There seems to be a logic that applies to winners of war and armed struggles. Those who come to power by the gun, rule by the gun, maintain and protect it by the gun and eventually lose it by the gun.
However when all things are put on the scale, Mugabe’s liberation against colonial tyranny, Kagame’s armed struggle against genocide and Museveni’s sacrifice against Amin’s mass murders, thus saving millions, outweigh overstaying in power for which Mugabe is vilified in life and death.
We salute Mugabe for saving his country from colonial slavery and giving his people land though he could have done better with democracy.
Jaramogi Oginga Odinga and Jomo Kenyatta were enemies who had great maturity and wisdom that would have allowed them to acknowledge Mugabe as a hero, however much they disagreed with him.
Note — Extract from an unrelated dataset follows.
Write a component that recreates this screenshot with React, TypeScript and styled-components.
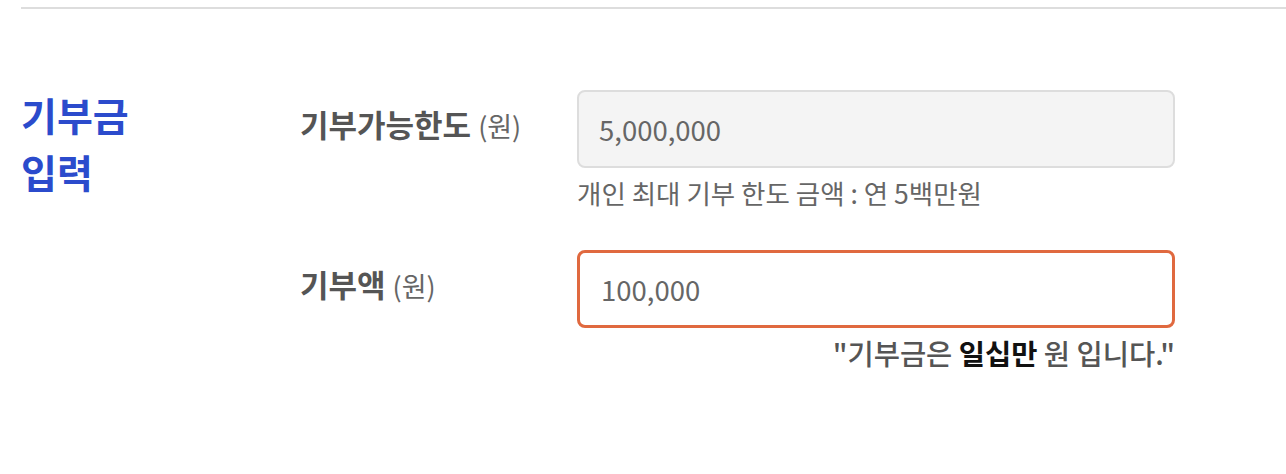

Once, when I visited Jaramogi, I was surprised that he acknowledged Kenyatta as his hero by hanging his picture on the wall of his house alongside that of other African heroes such as Kwame Nkrumah and Julius Nyerere and Patrice Lumumba.
When we asked him why, he said Kenyatta was a hero of the struggle for independence, which no force could erase from history.
On the other hand, Kenyatta displayed greatness by giving jobs to his political enemies, among them Odinga, Bildad Kaggia and JD Kali, who were staunch members of the opposition, in itself a great display of political maturity.
Today, we need maturity to acknowledge that despite his weaknesses, Mugabe was a great African hero. Or shall we have difficulties acknowledging Mugabe’s heroism because the West has judged him otherwise or he is not our tribesman or countryman?